Ha quedado demostrado con José Luís Rodríguez Zapatero que, para desgracia de la joven democracia constitucional española, es verdad que un ciudadano cualquiera puede ser Presidente del Gobierno.
Pero también que, para el ejercicio de tal responsabilidad, no bastan altas dosis debaraka o un par de tardes de lecciones de economía. Que el cargo exige visión de estado y no de partido, proyección a futuro y no mirar al pasado, deseo de aglutinar y no de dividir, capacidad de trabajo contra apetencia, comprensión global y no local, seriedad internacional antes que guiños al populismo, negociación y no cesión, planificación y no ocurrencias, ejecución y no sistemática dilación, determinación y no tibieza, excelencia versus mediocridad, Progreso como avance y mejora frente a progreso como destrucción de la herencia social española.
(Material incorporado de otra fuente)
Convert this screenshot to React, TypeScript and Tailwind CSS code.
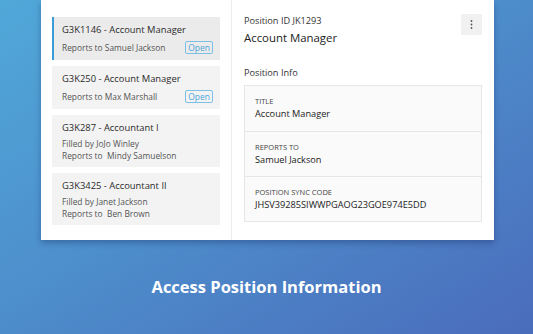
import React from 'react';

const positions = [
  { code: "G3K1146", title: "Account Manager", lines: ["Reports to Samuel Jackson"], open: true, active: true },
  { code: "G3K250", title: "Account Manager", lines: ["Reports to Max Marshall"], open: true },
  { code: "G3K287", title: "Accountant I", lines: ["Filled by JoJo Winley", "Reports to  Mindy Samuelson"] },
  { code: "G3K3425", title: "Accountant II", lines: ["Filled by Janet Jackson", "Reports to  Ben Brown"] },
];

const info = [
  { label: "Title", value: "Account Manager" },
  { label: "Reports to", value: "Samuel Jackson" },
  { label: "Position Sync Code", value: "JHSV39285SIWWPGAOG23GOE974E5DD" },
];

const App = () => {
  return (
    <div
      className="w-[533px] h-[334px] overflow-hidden bg-gradient-to-br from-[#50a8d9] via-[#4d8ccb] to-[#4a6cbb] flex flex-col"
      style={{ fontFamily: '"Open Sans", sans-serif' }}
    >
      <div className="ml-[41px] w-[453px] h-[240px] bg-white flex shadow-[0_3px_6px_rgba(20,40,90,0.35)]">
        {/* left list */}
        <div className="w-[191px] border-r border-[#ececec] pl-[11px] pr-[11px] pt-[17px] flex flex-col gap-[6px]">
          {positions.map((p) => (
            <div
              key={p.code}
              className={
                p.active
                  ? "relative bg-[#ebebeb] border-l-2 border-[#3b9bd8] pl-[8px] pr-[7px] h-[43px] pt-[6px]"
                  : p.open
                  ? "relative bg-[#f3f3f3] pl-[10px] pr-[7px] h-[43px] pt-[6px]"
                  : "bg-[#f3f3f3] pl-[10px] pr-[7px] h-[52px] pt-[6px]"
              }
            >
              <div className="text-[9.4px] leading-[14px] text-[#2b2b2b]">
                {p.code} - {p.title}
              </div>
              <div className={p.open ? "mt-[5px]" : "mt-[3px]"}>
                {p.lines.map((l) => (
                  <div key={l} className="text-[8.4px] leading-[12px] text-[#555] whitespace-pre">
                    {l}
                  </div>
                ))}
              </div>
              {p.open && (
                <span className="absolute right-[7px] bottom-[6px] border border-[#7cc0e6] rounded-[2px] px-[2px] text-[8.5px] leading-[11px] text-[#4ea7dc]">
                  Open
                </span>
              )}
            </div>
          ))}
        </div>

        {/* right details */}
        <div className="flex-1 pl-[12px] pr-[12px] pt-[14px]">
          <div className="flex justify-between items-start">
            <div>
              <div className="text-[9.2px] leading-[13px] text-[#333]">Position ID JK1293</div>
              <div className="text-[11.4px] leading-[18px] text-[#222] mt-[2px]">Account Manager</div>
            </div>
            <button className="w-[21px] h-[21px] bg-[#f1f1f1] flex items-center justify-center">
              <svg width="3" height="9" viewBox="0 0 3 9">
                <circle cx="1.5" cy="1" r="0.9" fill="#555" />
                <circle cx="1.5" cy="4.5" r="0.9" fill="#555" />
                <circle cx="1.5" cy="8" r="0.9" fill="#555" />
              </svg>
            </button>
          </div>
          <div className="text-[9.2px] leading-[14px] text-[#333] mt-[19px]">Position Info</div>
          <div className="mt-[5px] border border-[#e6e6e6] bg-[#fafafa]">
            {info.map((r, i) => (
              <div
                key={r.label}
                className={
                  i === 0
                    ? "h-[45px] pl-[10px] pt-[10px]"
                    : "h-[45px] pl-[10px] pt-[10px] border-t border-[#e6e6e6]"
                }
              >
                <div className="text-[7.5px] leading-[10px] uppercase text-[#444]">{r.label}</div>
                <div className="text-[9.2px] leading-[15px] text-[#222]">{r.value}</div>
              </div>
            ))}
          </div>
        </div>
      </div>

      <div className="flex-1 flex items-center justify-center">
        <h1 className="text-[16.5px] font-bold text-white">Access Position Information</h1>
      </div>
    </div>
  );
};

export default App;
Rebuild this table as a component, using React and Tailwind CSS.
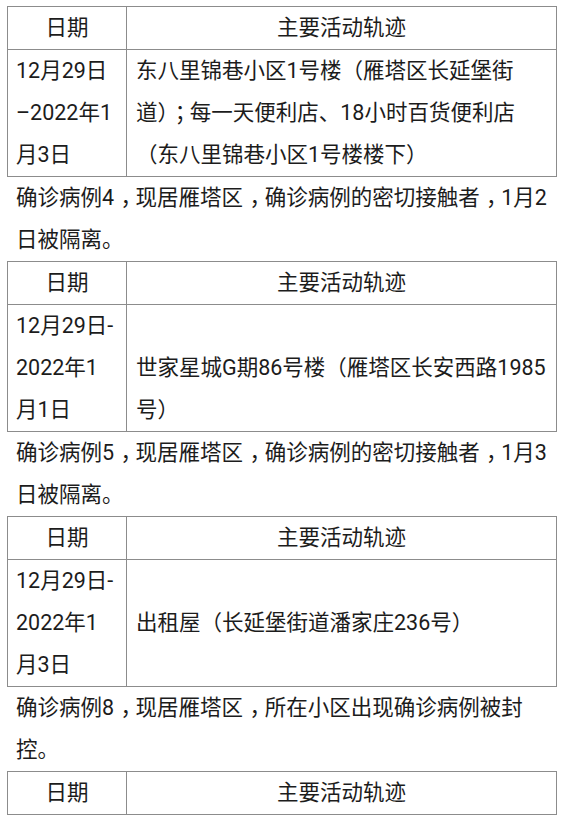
const tables = [
  {
    date: '12月29日\u200B–2022年1月3日',
    place: '东八里锦巷小区1号楼（雁塔区长延堡街道）；每一天便利店、18小时百货便利店（东八里锦巷小区1号楼楼下）',
    align: 'align-top',
    note: '确诊病例4，现居雁塔区，确诊病例的密切接触者，1月2日被隔离。',
  },
  {
    date: '12月29日-2022年1月1日',
    place: '世家星城G期86号楼（雁塔区长安西路1985号）',
    align: 'align-bottom',
    note: '确诊病例5，现居雁塔区，确诊病例的密切接触者，1月3日被隔离。',
  },
  {
    date: '12月29日-2022年1月3日',
    place: '出租屋（长延堡街道潘家庄236号）',
    align: 'align-middle',
    note: '确诊病例8，现居雁塔区，所在小区出现确诊病例被封控。',
  },
]

// full-width comma / semicolon sit nearer the middle of their box in the screenshot
function Punct({ text }) {
  return text.split(/([，；])/).map((part, i) =>
    part === '，' || part === '；' ? (
      <span key={i} className="relative left-[0.3em]">{part}</span>
    ) : (
      part
    )
  )
}

function Header() {
  return (
    <tr>
      <th className="w-[119px] border border-[#8c8c8c] font-normal text-center">日期</th>
      <th className="border border-[#8c8c8c] font-normal text-center">主要活动轨迹</th>
    </tr>
  )
}

export default function App() {
  return (
    <div
      className="w-[563px] h-[821px] overflow-hidden bg-white pt-[6px] text-[#1c1c1c] text-[21.5px] leading-[42px]"
      style={{ fontFamily: 'Roboto, "Noto Sans CJK SC", sans-serif' }}
    >
      {tables.map((t, i) => (
        <div key={i}>
          <table className="mx-[7px] w-[550px] border-collapse">
            <tbody>
              <Header />
              <tr>
                <td className="border border-[#8c8c8c] px-2 align-top break-all">{t.date}</td>
                <td className={`border border-[#8c8c8c] pl-[9px] pr-1 ${t.align}`}>
                  <Punct text={t.place} />
                </td>
              </tr>
            </tbody>
          </table>
          <p className="pl-4 pr-3">
            <Punct text={t.note} />
          </p>
        </div>
      ))}
      <table className="mx-[7px] w-[550px] border-collapse">
        <tbody>
          <Header />
        </tbody>
      </table>
    </div>
  )
}
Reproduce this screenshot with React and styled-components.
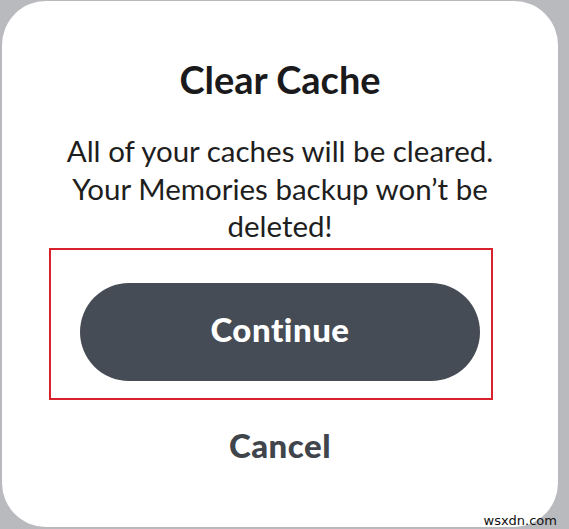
import styled, { createGlobalStyle } from "styled-components"

const GlobalStyle = createGlobalStyle`
    html, body {
        margin: 0;
        padding: 0;
        background: #b9babd;
    }
    body {
        font-family: Lato, "Open Sans", sans-serif;
    }
`

const Page = styled.div`
    position: relative;
    width: 569px;
    height: 529px;
    overflow: hidden;
    padding: 1px 11px 2px 2px;
    box-sizing: border-box;
`

const Card = styled.div`
    height: 100%;
    background: #ffffff;
    border-radius: 44px;
    display: flex;
    flex-direction: column;
    align-items: center;
    padding-top: 57px;
    box-sizing: border-box;
`

const Titre = styled.h2`
    margin: 0;
    font-size: 38px;
    font-weight: 700;
    color: #1a1a1c;
    line-height: 42px;
`

const Message = styled.p`
    margin: 32px 0 0;
    width: 460px;
    text-align: center;
    font-size: 29.5px;
    line-height: 37.5px;
    color: #1e1e20;
`

const Zone = styled.div`
    position: relative;
    margin-top: 38px;
`

const Encadre = styled.div`
    position: absolute;
    top: -35px;
    left: -31px;
    right: -13px;
    bottom: -19px;
    border: 2.5px solid #d7222c;
    pointer-events: none;
`

const Bouton = styled.button`
    width: 400px;
    height: 98px;
    padding: 0 0 5px;
    border: none;
    border-radius: 49px;
    background: #464c55;
    color: #ffffff;
    font-family: Lato, "Open Sans", sans-serif;
    font-size: 33px;
    font-weight: 900;
    letter-spacing: 0.5px;
    cursor: pointer;
`

const Annuler = styled.span`
    margin-top: 45px;
    font-size: 33px;
    font-weight: 900;
    letter-spacing: 0.5px;
    color: #40454c;
    line-height: 38px;
`

const Filigrane = styled.span`
    position: absolute;
    right: 12px;
    bottom: 1px;
    font-family: "DejaVu Sans", sans-serif;
    font-size: 13px;
    color: #111111;
`

function App() {
    return (
        <>
            <GlobalStyle />
            <Page>
                <Card>
                    <Titre>Clear Cache</Titre>
                    <Message>
                        All of your caches will be cleared. Your Memories
                        backup won’t be deleted!
                    </Message>
                    <Zone>
                        <Bouton>Continue</Bouton>
                        <Encadre />
                    </Zone>
                    <Annuler>Cancel</Annuler>
                </Card>
                <Filigrane>wsxdn.com</Filigrane>
            </Page>
        </>
    )
}

export default App
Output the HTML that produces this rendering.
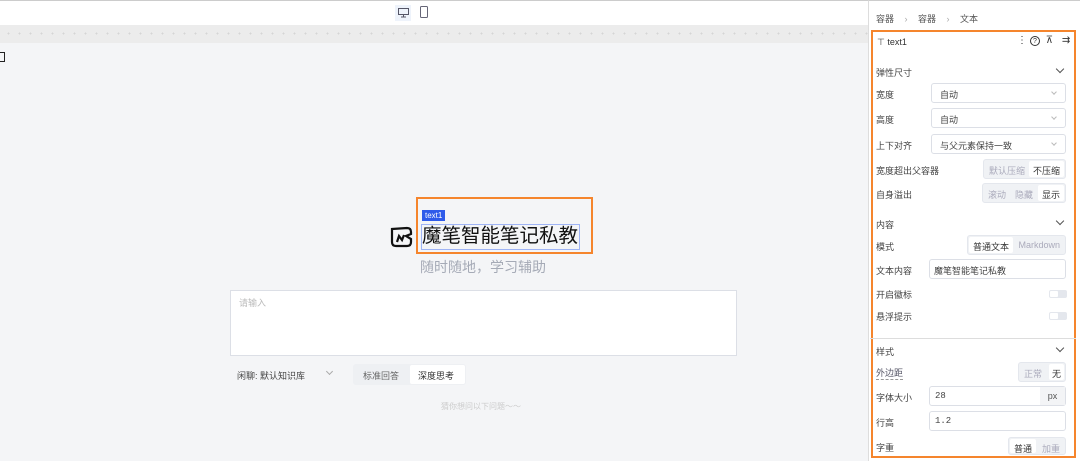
<!DOCTYPE html>
<html><head><meta charset="utf-8"><style>
*{box-sizing:border-box;margin:0;padding:0}
body{width:1080px;height:461px;overflow:hidden;background:#f4f5f7;font-family:"Liberation Sans","Noto Sans CJK SC",sans-serif;position:relative;color:#333}
.a{position:absolute;white-space:nowrap}
.top{left:0;top:0;width:868px;height:25px;background:#fff;border-top:1px solid #ccc}
.dots{left:0;top:25px;width:868px;height:18px;background:#ececec;background-image:radial-gradient(#d5d5d5 0.8px,transparent 1px);background-size:11px 11px;background-position:3px 3px}
.panel{left:868px;top:0;width:212px;height:461px;background:#fff;border-left:1px solid #ddd;border-top:1px solid #ccc}
.ob{left:871px;top:30px;width:205px;height:428px;border:2px solid #f5852d}
.lb{font-size:9px;color:#444}
.sel,.inp{height:20px;border:1px solid #dcdfe6;border-radius:3px;background:#fff;font-size:9px;color:#444;padding:4px 8px}
.sel:after{content:"";position:absolute;right:9px;top:6px;width:3px;height:3px;border-right:1px solid #bbb;border-bottom:1px solid #bbb;transform:rotate(45deg)}
.seg{height:20px;background:#f0f2f5;border:1px solid #e4e7ed;border-radius:3px;display:flex;font-size:9px;padding:1px;justify-content:space-between}
.seg span{padding:3px 4px;color:#aab;white-space:nowrap}
.seg span.on{background:#fff;color:#333;border-radius:2px}
.tg{width:18px;height:8px;background:#e4e7ed;border-radius:2px}
.tg:after{content:"";position:absolute;left:1px;top:1px;width:8px;height:6px;background:#fff;border-radius:1px}
.chev{width:6px;height:6px;border-right:1.2px solid #555;border-bottom:1.2px solid #555;transform:rotate(45deg)}
</style></head><body>
<div class="a top"></div>
<div class="a" style="left:395px;top:5px;width:16px;height:16px;background:#eef3fb"></div>
<svg class="a" style="left:398px;top:8px" width="11" height="10"><rect x="0.5" y="0.5" width="10" height="6" fill="none" stroke="#556" /><path d="M3 9h5M5.5 7v2" stroke="#556"/></svg>
<svg class="a" style="left:420px;top:6px" width="8" height="13"><rect x="0.5" y="0.5" width="7" height="11" rx="1" fill="none" stroke="#667"/></svg>
<div class="a dots"></div>
<div class="a" style="left:0;top:52px;width:5px;height:10px;border:1px solid #222;border-left:none"></div>

<div class="a" style="left:416px;top:197px;width:177px;height:57px;border:2px solid #f5852d"></div>
<div class="a" style="left:422px;top:210px;background:#2f5bea;color:#fff;font-size:8px;padding:0 3px;height:11px;line-height:11px">text1</div>
<div class="a" style="left:421px;top:224px;width:159px;height:26px;border:1px solid #9fb4f5"></div>
<div class="a" style="left:422px;top:224px;font-size:19.5px;line-height:24px;color:#111">魔笔智能笔记私教</div>
<svg class="a" style="left:389px;top:225px" width="26" height="23" viewBox="0 0 26 23"><path d="M3 4 L18 3 Q22 3 22 7 L22 9 L17 11 L22 14 L22 17 Q22 21 18 21 L7 21 Q3 21 3 17 Z" fill="none" stroke="#111" stroke-width="2.2"/><path d="M8 17 L10 11 L13 15 L15 10" fill="none" stroke="#111" stroke-width="2.2"/></svg>
<div class="a" style="left:420px;top:257px;font-size:14px;color:#a5aab6">随时随地，学习辅助</div>
<div class="a" style="left:230px;top:290px;width:507px;height:66px;background:#fff;border:1px solid #dcdfe6"></div>
<div class="a" style="left:239px;top:296px;font-size:9px;color:#bbb">请输入</div>
<div class="a" style="left:237px;top:369px;font-size:9px;color:#444">闲聊: 默认知识库</div>
<div class="a" style="left:327px;top:369px;width:5px;height:5px;border-right:1px solid #aaa;border-bottom:1px solid #aaa;transform:rotate(45deg)"></div>
<div class="a" style="left:353px;top:364px;width:113px;height:21px;background:#eef0f3;border-radius:3px"></div>
<div class="a" style="left:363px;top:369px;font-size:9px;color:#666">标准回答</div>
<div class="a" style="left:410px;top:365px;width:55px;height:19px;background:#fff;border-radius:2px;font-size:9px;padding:4px 0 0 8px">深度思考</div>
<div class="a" style="left:441px;top:401px;font-size:8px;color:#ccc">猜你想问以下问题～～</div>

<div class="a panel"></div>
<div class="a" style="left:876px;top:12px;font-size:9px;color:#555;word-spacing:8px">容器 <span style="color:#aaa">›</span> 容器 <span style="color:#aaa">›</span> 文本</div>
<div class="a ob"></div>
<div class="a" style="left:877px;top:37px;font-size:9px;color:#333">⊤ text1</div>
<div class="a" style="left:1017px;top:35px;font-size:10px;color:#333;letter-spacing:3px">⋮<span style="display:inline-block;width:10px;height:10px;border:1px solid #333;border-radius:50%;font-size:7px;text-align:center;line-height:9px;letter-spacing:0">?</span> ⊼ ⇉</div>
<div class="a lb" style="left:876px;top:66px">弹性尺寸</div><div class="a chev" style="left:1057px;top:66px"></div>
<div class="a lb" style="left:876px;top:88px">宽度</div><div class="a sel" style="left:931px;top:83px;width:135px">自动</div>
<div class="a lb" style="left:876px;top:113px">高度</div><div class="a sel" style="left:931px;top:108px;width:135px">自动</div>
<div class="a lb" style="left:876px;top:139px">上下对齐</div><div class="a sel" style="left:931px;top:134px;width:135px">与父元素保持一致</div>
<div class="a lb" style="left:876px;top:164px">宽度超出父容器</div><div class="a seg" style="left:983px;top:159px;width:83px"><span>默认压缩</span><span class="on">不压缩</span></div>
<div class="a lb" style="left:876px;top:188px">自身溢出</div><div class="a seg" style="left:982px;top:183px;width:84px"><span>滚动</span><span>隐藏</span><span class="on">显示</span></div>
<div class="a lb" style="left:876px;top:218px">内容</div><div class="a chev" style="left:1057px;top:218px"></div>
<div class="a lb" style="left:876px;top:240px">模式</div><div class="a seg" style="left:967px;top:235px;width:99px"><span class="on">普通文本</span><span>Markdown</span></div>
<div class="a lb" style="left:876px;top:264px">文本内容</div><div class="a inp" style="left:929px;top:259px;width:137px;padding:4px 4px">魔笔智能笔记私教</div>
<div class="a lb" style="left:876px;top:288px">开启徽标</div><div class="a tg" style="left:1049px;top:290px"></div>
<div class="a lb" style="left:876px;top:310px">悬浮提示</div><div class="a tg" style="left:1049px;top:312px"></div>
<div class="a" style="left:870px;top:338px;width:206px;border-top:1px solid #ddd"></div>
<div class="a lb" style="left:876px;top:345px">样式</div><div class="a chev" style="left:1057px;top:345px"></div>
<div class="a lb" style="left:876px;top:366px;border-bottom:1px dashed #999;color:#556">外边距</div><div class="a seg" style="left:1018px;top:362px;width:48px"><span>正常</span><span class="on" style="padding:3px 3px">无</span></div>
<div class="a lb" style="left:876px;top:391px">字体大小</div><div class="a inp" style="left:929px;top:386px;width:137px;padding:4px 5px;font-family:'Liberation Mono',monospace">28</div>
<div class="a" style="left:1040px;top:387px;width:25px;height:18px;background:#f3f4f6;font-size:9px;color:#555;text-align:center;line-height:18px">px</div>
<div class="a lb" style="left:876px;top:416px">行高</div><div class="a inp" style="left:929px;top:411px;width:137px;padding:4px 5px;font-family:'Liberation Mono',monospace">1.2</div>
<div class="a lb" style="left:876px;top:441px">字重</div><div class="a seg" style="left:1008px;top:437px;height:18px;width:58px"><span class="on">普通</span><span>加重</span></div>
</body></html>
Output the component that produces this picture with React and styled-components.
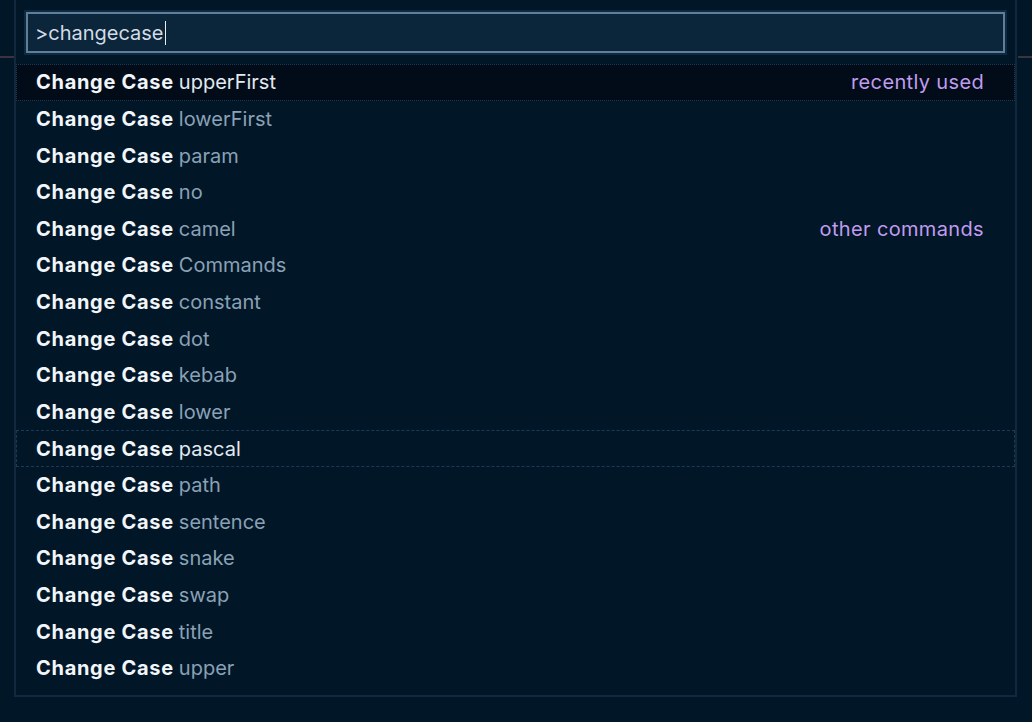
import React from 'react'
import styled, { createGlobalStyle } from 'styled-components'

const GlobalStyle = createGlobalStyle`
  html, body {
    margin: 0;
    padding: 0;
    background: #011627;
    font-family: Inter, "Noto Sans", sans-serif;
  }
`

const Page = styled.div`
  width: 1032px;
  height: 722px;
  overflow: hidden;
  background:
    linear-gradient(#011627, #011627) 14px 0 / 1004px 100% no-repeat,
    linear-gradient(transparent 56px, #3a3342 56px, #3a3342 58px, transparent 58px),
    #011627;
`

const Panel = styled.div`
  margin-left: 14px;
  width: 1003px;
  height: 697px;
  box-sizing: border-box;
  background: #011627;
  border: 2px solid #12283f;
  border-top: none;
  padding: 12px 0 0 0;
`

const InputWrap = styled.div`
  padding: 0 10px 0 10px;
`

const Input = styled.div`
  height: 41px;
  box-sizing: border-box;
  background: #0b253a;
  border: 2px solid #5f7e97;
  outline: 2px solid #0e2a42;
  display: flex;
  align-items: center;
  padding-left: 7px;
  font-size: 20px;
  color: #d2dce6;
`

const Caret = styled.span`
  display: inline-block;
  width: 1px;
  height: 24px;
  background: #e6edf3;
  margin-left: 1px;
`

const List = styled.div`
  margin-top: 11px;
`

const Row = styled.div`
  height: 36.625px;
  box-sizing: border-box;
  display: flex;
  align-items: center;
  padding: 0 30px 0 19px;
  font-size: 20px;
  background: ${(p) => (p.active ? '#020c18' : 'transparent')};
  border: 1px ${(p) => (p.active ? 'dotted #1d3a55' : p.focused ? 'dashed #1d3a55' : 'solid transparent')};
`

const Label = styled.span`
  font-weight: 700;
  letter-spacing: 0.7px;
  color: #f2f6fa;
`

const Detail = styled.span`
  margin-left: 5px;
  color: ${(p) => (p.bright ? '#e3eaf1' : '#8aa1b6')};
`

const Tag = styled.span`
  margin-left: auto;
  letter-spacing: 0.35px;
  color: #c09cee;
`

const items = [
  ['upperFirst', 'recently used'],
  ['lowerFirst'],
  ['param'],
  ['no'],
  ['camel', 'other commands'],
  ['Commands'],
  ['constant'],
  ['dot'],
  ['kebab'],
  ['lower'],
  ['pascal'],
  ['path'],
  ['sentence'],
  ['snake'],
  ['swap'],
  ['title'],
  ['upper'],
]

export default function App() {
  return (
    <Page>
      <GlobalStyle />
      <Panel>
        <InputWrap>
          <Input>
            &gt;changecase
            <Caret />
          </Input>
        </InputWrap>
        <List>
          {items.map(([name, tag], i) => (
            <Row key={name} active={i === 0} focused={name === 'pascal'}>
              <Label>Change Case</Label>
              <Detail bright={i === 0 || name === 'pascal'}>{name}</Detail>
              {tag && <Tag>{tag}</Tag>}
            </Row>
          ))}
        </List>
      </Panel>
    </Page>
  )
}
Le ha costado siete años y medio al agónico líder socialista descubrir los postulados antes mencionados y, cuando ha intentado restaurar su maltrecho nombre para la historia, poniéndose el traje de estadista, se ha encontrado con que ya no era el sastre de su futuro: la chaqueta le quedaba grande -de donde no había, cómo se iba a poder sacar ahora-, mientras que el resto de su vestimenta le apretaba hasta asfixiarle gentileza del encorsetamiento al que le sometían los que hasta ayer mismo eran colaboradores en su propio partido, con R de Alfredo.
Despreciado fuera, ninguneado dentro, ha visto como los mercados -ese enemigo en abstracto que tanto ha usado en su defensa pero que nunca se ha detenido a comprender- le han hecho el último roto, jirones de prima de riesgo para los que no nunca bastaron remiendos de reformas inconclusas.
Ha sido la tragedia de ZP al que su política de impulsos le convierte, desgraciadamente para él, en único responsable de su triste destino: su incapacidad de entender esa convención internacional que ha convertido a la economía financiera en dueña del destino de naciones enteras, capaz como es de convertir ejercicios de transparencia en germen de manipulación, le ha costado el puesto.
Basta con dar excusas para que inversores o especuladores -insisto, la diferencia es más de plazo que de intención- te pongan en el punto de mira a través de toda suerte de instrumentos al uso. Y el inquilino de Moncloa, con la inestimable ayuda del Banco de España y de gobernantes regionales y locales de todo signo, no se ha dejado una en el cajón.
Negarse a coger el toro por los cuernos de las necesidades verdaderas de España y gobernar guiado más por el tacticismo electoral que por la conveniencia nacional le han llevado de cabeza al cadalso.
La ignorancia es osada, sus frutos letales, quod erat demonstrandum.
No hay mal que por bien no venga. Zapatero ha colocado al país en una situación límite. No hay que olvidar que lo que se cuestiona ahí fuera es la sostenibilidad de las finanzas públicas y, por ende, la capacidad para hacer frente a lo adeudado, algo que depende no tanto del volumen de deuda, como falazmente se afirma hasta la saciedad, cuanto de la generación de recursos para el pago. Un problema que afecta el estado pero también a banca, empresas y particulares.
Se trata de la puntilla de un proceso de degeneración que se ha extendido a todos los poderes del estado, a las convicciones más sólidas de las que disfrutábamos como nación y a buena parte de los valores de los que se sacrificaron por hacer de la nuestra una transición modélica. Una crisis moral, dicen.
Precisamente ese estar contra las cuerdas puede convertir el crítico momento actual en una oportunidad para corregir buena parte de esos errores de juventud que llevamos años arrastrando y que la actual coyuntura ha puesto de manifiesto con toda su crudeza, reformas estructurales perentorias no estrictamente económicas.
Un ejercicio imprescindible que requerirá de valentía, decisión, perseverancia y visión de futuro, algo que no abunda precisamente entre los representantes de ambos lados de la bancada parlamentaria, culpables por acción los unos y por omisión los otros, con años de gobierno todos. Sin embargo, ante la imposibilidad de cambiar el sistema de la noche a la mañana, no queda otra sino confiar, como en las segundas nupcias, en el triunfo de la esperanza sobre la experiencia.
Con todo el respeto que me merece su figura institucional, José Luís Rodríguez Zapatero puede quedar en los anales como ese "tonto útil" que abrió, con su ignorancia, incompetencia e inconsciencia, la Caja de Pandora de los males que afectaban a España. Y que permitió, tras situarnos cerca del desastre, que se abordaran con urgencia en su globalidad.
Pena que para este viaje se hayan llenado de tanta penuria estas alforjas.